## What to do
Skip all pictures, then print the remaining material exactly.

## Data block
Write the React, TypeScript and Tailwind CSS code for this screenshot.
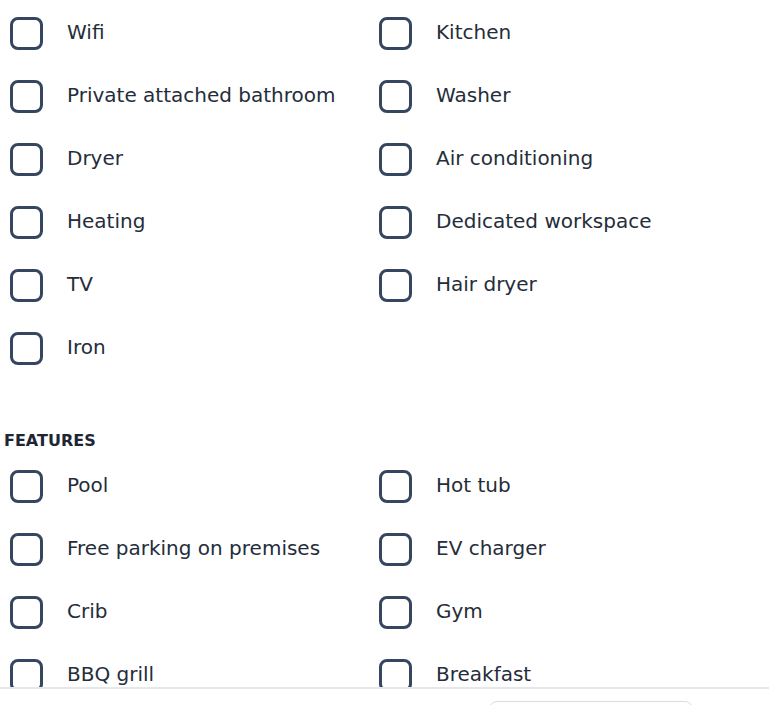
import { useState } from "react";

const amenities = [
  "Wifi",
  "Kitchen",
  "Private attached bathroom",
  "Washer",
  "Dryer",
  "Air conditioning",
  "Heating",
  "Dedicated workspace",
  "TV",
  "Hair dryer",
  "Iron",
];

const features = [
  "Pool",
  "Hot tub",
  "Free parking on premises",
  "EV charger",
  "Crib",
  "Gym",
  "BBQ grill",
  "Breakfast",
];

function CheckRow({ label }: { label: string }) {
  const [checked, setChecked] = useState(false);
  return (
    <label className="flex h-[63px] items-center cursor-pointer">
      <input
        type="checkbox"
        checked={checked}
        onChange={() => setChecked(!checked)}
        className="sr-only"
      />
      <span
        className={
          "ml-[10px] h-[33px] w-[33px] shrink-0 rounded-[8px] border-[3px] border-[#364660] " +
          (checked ? "bg-[#364660]" : "bg-white")
        }
      />
      <span className="ml-[24px] pb-[3px] text-[20px] leading-[26px] text-[#252d3a] whitespace-nowrap">
        {label}
      </span>
    </label>
  );
}

export default function App() {
  return (
    <div
      className="flex h-[705px] flex-col overflow-hidden bg-white"
      style={{ fontFamily: '"DejaVu Sans", "Noto Sans", sans-serif' }}
    >
      <div className="flex-1 overflow-hidden pt-[2px]">
        <div className="grid grid-cols-[369px_1fr]">
          {amenities.map((a) => (
            <CheckRow key={a} label={a} />
          ))}
        </div>
        <h4 className="mt-[51px] mb-[4px] pl-[4px] text-[16px] leading-[20px] font-bold text-[#1e2633]">
          FEATURES
        </h4>
        <div className="grid grid-cols-[369px_1fr]">
          {features.map((a) => (
            <CheckRow key={a} label={a} />
          ))}
        </div>
      </div>
      <footer className="flex h-[18px] shrink-0 justify-end border-t-2 border-[#e5e7eb] pr-[76px] pt-[12px]">
        <button
          type="button"
          className="h-[40px] w-[204px] rounded-[8px] border border-[#d9dce2] bg-white"
        />
      </footer>
    </div>
  );
}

## Exercise output
Write the React, TypeScript and Tailwind CSS code for this screenshot.
import { useState } from "react";

const amenities = [
  "Wifi",
  "Kitchen",
  "Private attached bathroom",
  "Washer",
  "Dryer",
  "Air conditioning",
  "Heating",
  "Dedicated workspace",
  "TV",
  "Hair dryer",
  "Iron",
];

const features = [
  "Pool",
  "Hot tub",
  "Free parking on premises",
  "EV charger",
  "Crib",
  "Gym",
  "BBQ grill",
  "Breakfast",
];

function CheckRow({ label }: { label: string }) {
  const [checked, setChecked] = useState(false);
  return (
    <label className="flex h-[63px] items-center cursor-pointer">
      <input
        type="checkbox"
        checked={checked}
        onChange={() => setChecked(!checked)}
        className="sr-only"
      />
      <span
        className={
          "ml-[10px] h-[33px] w-[33px] shrink-0 rounded-[8px] border-[3px] border-[#364660] " +
          (checked ? "bg-[#364660]" : "bg-white")
        }
      />
      <span className="ml-[24px] pb-[3px] text-[20px] leading-[26px] text-[#252d3a] whitespace-nowrap">
        {label}
      </span>
    </label>
  );
}

export default function App() {
  return (
    <div
      className="flex h-[705px] flex-col overflow-hidden bg-white"
      style={{ fontFamily: '"DejaVu Sans", "Noto Sans", sans-serif' }}
    >
      <div className="flex-1 overflow-hidden pt-[2px]">
        <div className="grid grid-cols-[369px_1fr]">
          {amenities.map((a) => (
            <CheckRow key={a} label={a} />
          ))}
        </div>
        <h4 className="mt-[51px] mb-[4px] pl-[4px] text-[16px] leading-[20px] font-bold text-[#1e2633]">
          FEATURES
        </h4>
        <div className="grid grid-cols-[369px_1fr]">
          {features.map((a) => (
            <CheckRow key={a} label={a} />
          ))}
        </div>
      </div>
      <footer className="flex h-[18px] shrink-0 justify-end border-t-2 border-[#e5e7eb] pr-[76px] pt-[12px]">
        <button
          type="button"
          className="h-[40px] w-[204px] rounded-[8px] border border-[#d9dce2] bg-white"
        />
      </footer>
    </div>
  );
}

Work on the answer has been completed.